_Rows from a dataset of pages and code:_
begin

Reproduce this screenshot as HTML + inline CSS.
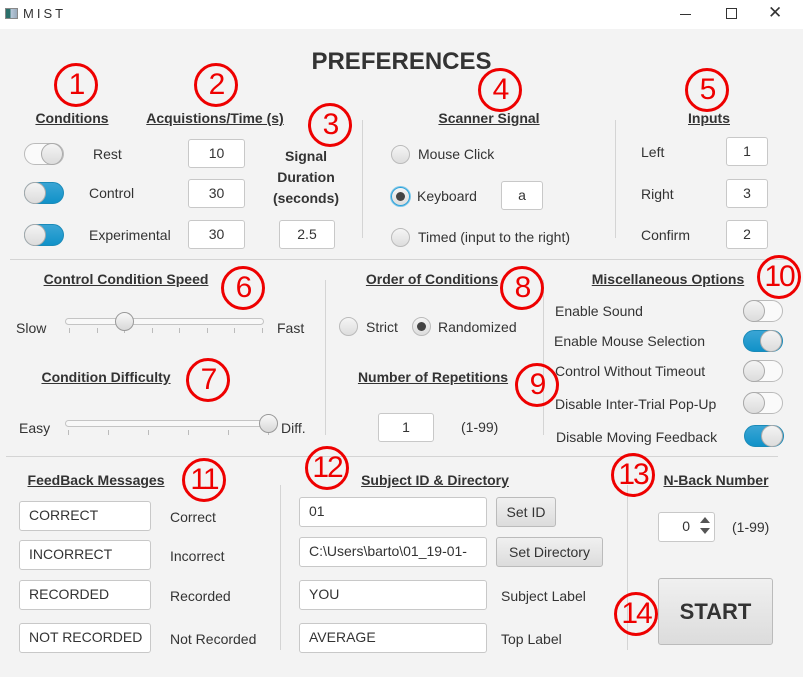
<!DOCTYPE html><html><head><style>
*{margin:0;padding:0;box-sizing:border-box}
body{width:803px;height:677px;background:#f3f3f3;font-family:"Liberation Sans",sans-serif;color:#333;position:relative;overflow:hidden;font-size:14px}
.a{position:absolute;white-space:nowrap}
.tb{position:absolute;left:0;top:0;width:803px;height:29px;background:#fff}
.h{position:absolute;font-weight:bold;text-decoration:underline;font-size:14px;transform:translateX(-50%);white-space:nowrap;color:#333}
.c{position:absolute;width:44px;height:44px;border:3px solid #e00;border-radius:50%;color:#e00;font-size:30px;line-height:38px;text-align:center;background:transparent;letter-spacing:-2px}
.in{position:absolute;background:#fff;border:1px solid #c8c8c8;border-radius:3px;font-size:14px;line-height:27px;color:#333}
.ctr{text-align:center}.lft{padding-left:9px}
.tg{position:absolute;width:40px;height:22px;border-radius:11px;border:1px solid #bbb;background:#fafafa}
.tg.on{background:linear-gradient(#3aa5d5,#1192c8);border-color:#1a8ab8}
.tg i{position:absolute;top:-1px;width:22px;height:22px;border-radius:50%;background:linear-gradient(#f4f4f4,#dcdcdc);border:1px solid #aaa}
.rd{position:absolute;width:19px;height:19px;border-radius:50%;border:1px solid #bbb;background:linear-gradient(#f5f5f5,#ddd)}
.rd.sel::after{content:"";position:absolute;left:4px;top:4px;width:9px;height:9px;border-radius:50%;background:#444}
.vl{position:absolute;width:1px;background:#d4d4d4}
.hl{position:absolute;height:1px;background:#d4d4d4}
.btn{position:absolute;border:1px solid #bbb;border-radius:3px;background:linear-gradient(#f0f0f0,#dcdcdc);text-align:center;font-size:14px;color:#333}
.track{position:absolute;height:7px;border:1px solid #c4c4c4;border-radius:4px;background:#f8f8f8}
.thumb{position:absolute;width:19px;height:19px;border-radius:50%;border:1px solid #999;background:linear-gradient(#f8f8f8,#d8d8d8)}
.tk{position:absolute;width:1px;height:5px;background:#bbb}
</style></head><body>
<div class="tb"></div>
<div class="a" style="left:5px;top:8px;width:13px;height:11px;background:linear-gradient(90deg,#2a6f6a 40%,#bcd 40%,#9ab);border:1px solid #888"></div>
<div class="a" style="left:23px;top:6px;font-size:13px;letter-spacing:3px;color:#333">MIST</div>
<div class="a" style="left:680px;top:14px;width:11px;height:1px;background:#333"></div>
<div class="a" style="left:726px;top:8px;width:11px;height:11px;border:1px solid #333"></div>
<div class="a" style="left:768px;top:3px;font-size:17px;color:#333">✕</div>

<div class="a" style="left:0;width:803px;top:48px;text-align:center;font-weight:bold;font-size:24px;color:#333">PREFERENCES</div>

<div class="h" style="left:72px;top:110px">Conditions</div>
<div class="h" style="left:215px;top:110px">Acquistions/Time (s)</div>
<div class="h" style="left:489px;top:110px">Scanner Signal</div>
<div class="h" style="left:709px;top:110px">Inputs</div>
<div class="h" style="left:126px;top:271px">Control Condition Speed</div>
<div class="h" style="left:432px;top:271px">Order of Conditions</div>
<div class="h" style="left:668px;top:271px">Miscellaneous Options</div>
<div class="h" style="left:433px;top:369px">Number of Repetitions</div>
<div class="h" style="left:106px;top:369px">Condition Difficulty</div>
<div class="h" style="left:96px;top:472px">FeedBack Messages</div>
<div class="h" style="left:435px;top:472px">Subject ID &amp; Directory</div>
<div class="h" style="left:716px;top:472px">N-Back Number</div>

<div class="vl" style="left:362px;top:120px;height:118px"></div>
<div class="vl" style="left:615px;top:120px;height:118px"></div>
<div class="hl" style="left:10px;top:259px;width:780px"></div>
<div class="vl" style="left:325px;top:280px;height:155px"></div>
<div class="vl" style="left:543px;top:280px;height:155px"></div>
<div class="hl" style="left:6px;top:456px;width:372px"></div>
<div class="hl" style="left:370px;top:456px;width:408px"></div>
<div class="vl" style="left:280px;top:485px;height:165px"></div>
<div class="vl" style="left:627px;top:485px;height:165px"></div>

<!-- conditions -->
<div class="tg" style="left:24px;top:143px"><i style="left:16px"></i></div>
<div class="tg on" style="left:24px;top:182px"><i style="left:-1px"></i></div>
<div class="tg on" style="left:24px;top:224px"><i style="left:-1px"></i></div>
<div class="a" style="left:93px;top:146px">Rest</div>
<div class="a" style="left:89px;top:185px">Control</div>
<div class="a" style="left:89px;top:227px">Experimental</div>
<div class="in ctr" style="left:188px;top:139px;width:57px;height:29px">10</div>
<div class="in ctr" style="left:188px;top:179px;width:57px;height:29px">30</div>
<div class="in ctr" style="left:188px;top:220px;width:57px;height:29px">30</div>
<div class="a" style="left:256px;width:100px;top:146px;text-align:center;font-weight:bold;line-height:21px">Signal<br>Duration<br>(seconds)</div>
<div class="in ctr" style="left:279px;top:220px;width:56px;height:29px">2.5</div>

<!-- scanner -->
<div class="rd" style="left:391px;top:145px"></div>
<div class="rd sel" style="left:391px;top:187px;border-color:#2aa0d8;box-shadow:0 0 0 1px #7cc7ea"></div>
<div class="rd" style="left:391px;top:228px"></div>
<div class="a" style="left:418px;top:146px">Mouse Click</div>
<div class="a" style="left:417px;top:188px">Keyboard</div>
<div class="a" style="left:418px;top:229px">Timed (input to the right)</div>
<div class="in ctr" style="left:501px;top:181px;width:42px;height:29px">a</div>

<!-- inputs -->
<div class="a" style="left:641px;top:144px">Left</div>
<div class="a" style="left:641px;top:186px">Right</div>
<div class="a" style="left:641px;top:227px">Confirm</div>
<div class="in ctr" style="left:726px;top:137px;width:42px;height:29px">1</div>
<div class="in ctr" style="left:726px;top:179px;width:42px;height:29px">3</div>
<div class="in ctr" style="left:726px;top:220px;width:42px;height:29px">2</div>

<!-- sliders -->
<div class="a" style="left:16px;top:320px">Slow</div>
<div class="a" style="left:277px;top:320px">Fast</div>
<div class="track" style="left:65px;top:318px;width:199px"></div>
<div class="tk" style="left:69px;top:328px"></div><div class="tk" style="left:97px;top:328px"></div><div class="tk" style="left:124px;top:328px"></div><div class="tk" style="left:152px;top:328px"></div><div class="tk" style="left:179px;top:328px"></div><div class="tk" style="left:207px;top:328px"></div><div class="tk" style="left:234px;top:328px"></div><div class="tk" style="left:262px;top:328px"></div>
<div class="thumb" style="left:115px;top:312px"></div>
<div class="a" style="left:19px;top:420px">Easy</div>
<div class="a" style="left:281px;top:420px">Diff.</div>
<div class="track" style="left:65px;top:420px;width:205px"></div>
<div class="tk" style="left:68px;top:430px"></div><div class="tk" style="left:108px;top:430px"></div><div class="tk" style="left:148px;top:430px"></div><div class="tk" style="left:188px;top:430px"></div><div class="tk" style="left:228px;top:430px"></div><div class="tk" style="left:268px;top:430px"></div>
<div class="thumb" style="left:259px;top:414px"></div>

<!-- order -->
<div class="rd" style="left:339px;top:317px"></div>
<div class="a" style="left:366px;top:319px">Strict</div>
<div class="rd sel" style="left:412px;top:317px"></div>
<div class="a" style="left:438px;top:319px">Randomized</div>
<div class="in ctr" style="left:378px;top:413px;width:56px;height:29px">1</div>
<div class="a" style="left:461px;top:419px">(1-99)</div>

<!-- misc -->
<div class="a" style="left:555px;top:303px">Enable Sound</div>
<div class="a" style="left:554px;top:333px">Enable Mouse Selection</div>
<div class="a" style="left:555px;top:363px">Control Without Timeout</div>
<div class="a" style="left:555px;top:396px">Disable Inter-Trial Pop-Up</div>
<div class="a" style="left:556px;top:429px">Disable Moving Feedback</div>
<div class="tg" style="left:743px;top:300px"><i style="left:-1px"></i></div>
<div class="tg on" style="left:743px;top:330px"><i style="left:16px"></i></div>
<div class="tg" style="left:743px;top:360px"><i style="left:-1px"></i></div>
<div class="tg" style="left:743px;top:392px"><i style="left:-1px"></i></div>
<div class="tg on" style="left:744px;top:425px"><i style="left:16px"></i></div>

<!-- feedback -->
<div class="in lft" style="left:19px;top:501px;width:132px;height:30px">CORRECT</div>
<div class="in lft" style="left:19px;top:540px;width:132px;height:30px">INCORRECT</div>
<div class="in lft" style="left:19px;top:580px;width:132px;height:30px">RECORDED</div>
<div class="in lft" style="left:19px;top:623px;width:132px;height:30px">NOT RECORDED</div>
<div class="a" style="left:170px;top:509px">Correct</div>
<div class="a" style="left:170px;top:548px">Incorrect</div>
<div class="a" style="left:170px;top:588px">Recorded</div>
<div class="a" style="left:170px;top:631px">Not Recorded</div>

<!-- subject -->
<div class="in lft" style="left:299px;top:497px;width:188px;height:30px">01</div>
<div class="in lft" style="left:299px;top:537px;width:188px;height:30px">C:\Users\barto\01_19-01-</div>
<div class="in lft" style="left:299px;top:580px;width:188px;height:30px">YOU</div>
<div class="in lft" style="left:299px;top:623px;width:188px;height:30px">AVERAGE</div>
<div class="btn" style="left:496px;top:497px;width:60px;height:30px;line-height:28px">Set ID</div>
<div class="btn" style="left:496px;top:537px;width:107px;height:30px;line-height:28px">Set Directory</div>
<div class="a" style="left:501px;top:588px">Subject Label</div>
<div class="a" style="left:501px;top:631px">Top Label</div>

<!-- nback -->
<div class="in" style="left:658px;top:512px;width:57px;height:30px;text-align:right;padding-right:24px">0</div>
<div class="a" style="left:700px;top:517px;width:0;height:0;border-left:5px solid transparent;border-right:5px solid transparent;border-bottom:6px solid #555"></div>
<div class="a" style="left:700px;top:528px;width:0;height:0;border-left:5px solid transparent;border-right:5px solid transparent;border-top:6px solid #555"></div>
<div class="a" style="left:732px;top:519px">(1-99)</div>
<div class="btn" style="left:658px;top:578px;width:115px;height:67px;line-height:65px;font-weight:bold;font-size:22px">START</div>

<!-- circles -->
<div class="c" style="left:54px;top:63px">1</div>
<div class="c" style="left:194px;top:63px">2</div>
<div class="c" style="left:308px;top:103px">3</div>
<div class="c" style="left:478px;top:68px">4</div>
<div class="c" style="left:685px;top:68px">5</div>
<div class="c" style="left:221px;top:266px">6</div>
<div class="c" style="left:186px;top:358px">7</div>
<div class="c" style="left:500px;top:266px">8</div>
<div class="c" style="left:515px;top:363px">9</div>
<div class="c" style="left:757px;top:255px">10</div>
<div class="c" style="left:182px;top:458px">11</div>
<div class="c" style="left:305px;top:446px">12</div>
<div class="c" style="left:611px;top:453px">13</div>
<div class="c" style="left:614px;top:592px">14</div>
</body></html>
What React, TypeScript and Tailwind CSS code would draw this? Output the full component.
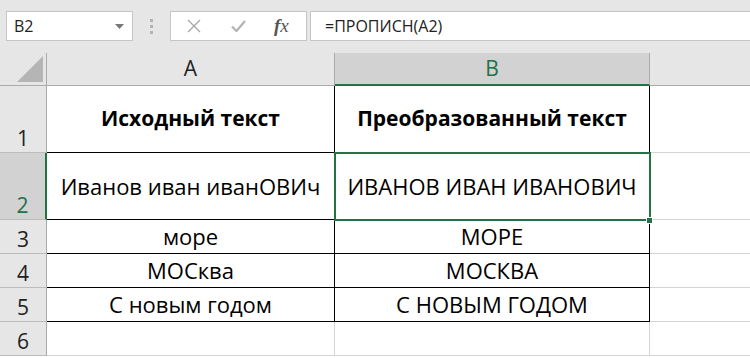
import React from "react"

const cellFont = { fontFamily: '"Open Sans", "Noto Sans", sans-serif' }

const rows = [
  { n: "1", a: "Исходный текст", b: "Преобразованный текст", h: "h-[67px]", bold: true },
  { n: "2", a: "Иванов иван иванОВИч", b: "ИВАНОВ ИВАН ИВАНОВИЧ", h: "h-[67px]" },
  { n: "3", a: "море", b: "МОРЕ", h: "h-[34px]" },
  { n: "4", a: "МОСква", b: "МОСКВА", h: "h-[34px]" },
  { n: "5", a: "С новым годом", b: "С НОВЫМ ГОДОМ", h: "h-[34px]" },
  { n: "6", a: "", b: "", h: "h-[34px]" },
]

const FormulaBar = () => (
  <div className="flex h-[53px] items-start bg-[#e6e6e6] pt-[11px] text-[16px] text-[#222]" style={cellFont}>
    <div className="ml-[6px] flex h-[30px] w-[127px] items-center justify-between border border-[#c6c6c6] bg-white pl-[7px] pr-[8px]">
      <span>B2</span>
      <svg width="9" height="5" viewBox="0 0 9 5"><path d="M0 0h9L4.5 5z" fill="#777" /></svg>
    </div>
    <div className="flex h-[30px] w-[37px] flex-col items-center justify-center gap-[3px]">
      <div className="h-[3px] w-[3px] bg-[#b3b3b3]" />
      <div className="h-[3px] w-[3px] bg-[#b3b3b3]" />
      <div className="h-[3px] w-[3px] bg-[#b3b3b3]" />
    </div>
    <div className="flex h-[30px] w-[137px] items-center border border-[#c6c6c6] bg-white">
      <svg className="ml-[16px]" width="14" height="14" viewBox="0 0 14 14">
        <path d="M1 1l12 12M13 1L1 13" stroke="#a6a6a6" strokeWidth="1.3" fill="none" />
      </svg>
      <svg className="ml-[30px]" width="15" height="12" viewBox="0 0 15 12">
        <path d="M1 6.5l4.5 4.5L14 1" stroke="#b4b4b4" strokeWidth="2.2" fill="none" />
      </svg>
      <span className="ml-[28px] text-[19px] italic text-[#555]" style={{ fontFamily: '"Liberation Serif", serif' }}>
        <span className="font-bold">f</span>x
      </span>
    </div>
    <div className="ml-[3px] flex h-[30px] flex-1 items-center border border-r-0 border-[#c6c6c6] bg-white pl-[14px]">
      =ПРОПИСН(A2)
    </div>
  </div>
)

const App = () => {
  return (
    <div className="relative h-[358px] w-[750px] overflow-hidden bg-white" style={cellFont}>
      <FormulaBar />

      <div className="grid grid-cols-[47px_288px_315px_100px] text-[21px]">
        {/* column headers */}
        <div className="relative h-[33px] border-r border-b border-[#ababab] bg-[#e6e6e6]">
          <svg className="absolute bottom-[3px] right-[3px]" width="26" height="26" viewBox="0 0 26 26">
            <path d="M26 0V26H0z" fill="#b5b5b5" />
          </svg>
        </div>
        <div className="flex h-[33px] items-center justify-center border-r border-b border-[#ababab] bg-[#e6e6e6] text-[#222]">A</div>
        <div className="flex h-[33px] items-center justify-center border-r border-[#ababab] border-b-2 border-b-[#217346] bg-[#d2d2d2] text-[#217346]">B</div>
        <div className="h-[33px] border-b border-[#ababab] bg-[#e6e6e6]" />

        {rows.map((r) => {
          const sel = r.n === "2"
          const inTable = r.n !== "6"
          return (
            <React.Fragment key={r.n}>
              <div
                className={`flex ${r.h} items-end justify-center leading-[28px] border-b border-[#bcbcbc] ${
                  sel ? "bg-[#d2d2d2] text-[#217346] border-r-2 border-r-[#217346]" : "bg-[#e6e6e6] text-[#222] border-r border-r-[#ababab]"
                }`}
              >
                {r.n}
              </div>
              <div
                className={`flex ${r.h} items-center justify-center whitespace-nowrap text-black ${
                  inTable ? "border-r border-b border-black" : "border-r border-b border-[#d4d4d4]"
                } ${r.bold ? "font-bold text-[21px]" : "text-[22px]"}`}
              >
                {r.a}
              </div>
              <div
                className={`flex ${r.h} items-center justify-center whitespace-nowrap text-black ${
                  inTable ? "border-r border-b border-black" : "border-r border-b border-[#d4d4d4]"
                } ${r.bold ? "font-bold text-[21px]" : "text-[22px]"}`}
              >
                {r.b}
              </div>
              <div className={`${r.h} border-b border-[#d4d4d4]`} />
            </React.Fragment>
          )
        })}
      </div>

      {/* selection box on B2 */}
      <div className="pointer-events-none absolute left-[334px] top-[152px] h-[69px] w-[317px] border-2 border-[#217346]" />
      <div className="pointer-events-none absolute left-[646px] top-[217px] h-[7px] w-[7px] border border-white bg-[#217346]" />
    </div>
  )
}

export default App
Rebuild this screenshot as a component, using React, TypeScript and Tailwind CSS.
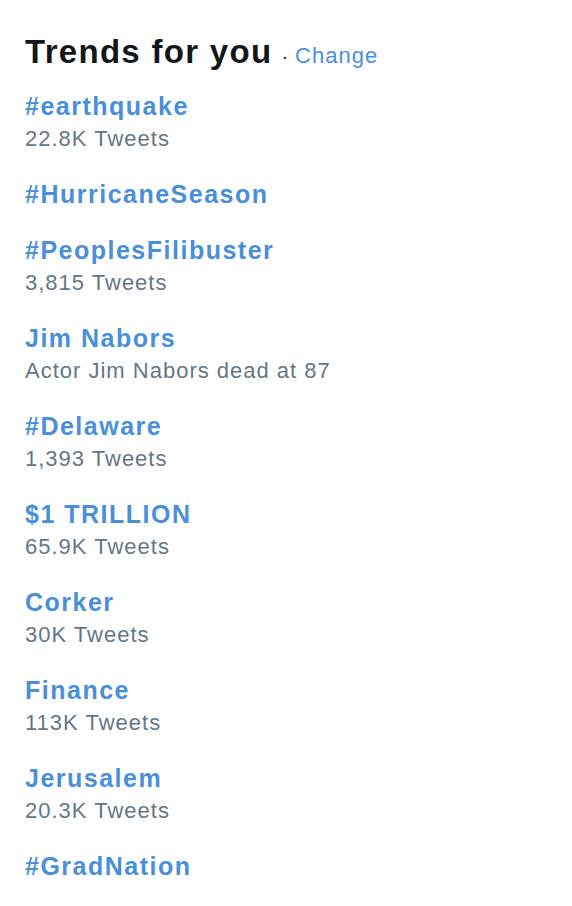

end

_Exercise goal:_ Check each line in the records for the word "TypeScript" and say how many have it, with nothing else.

_Full answer:_ 2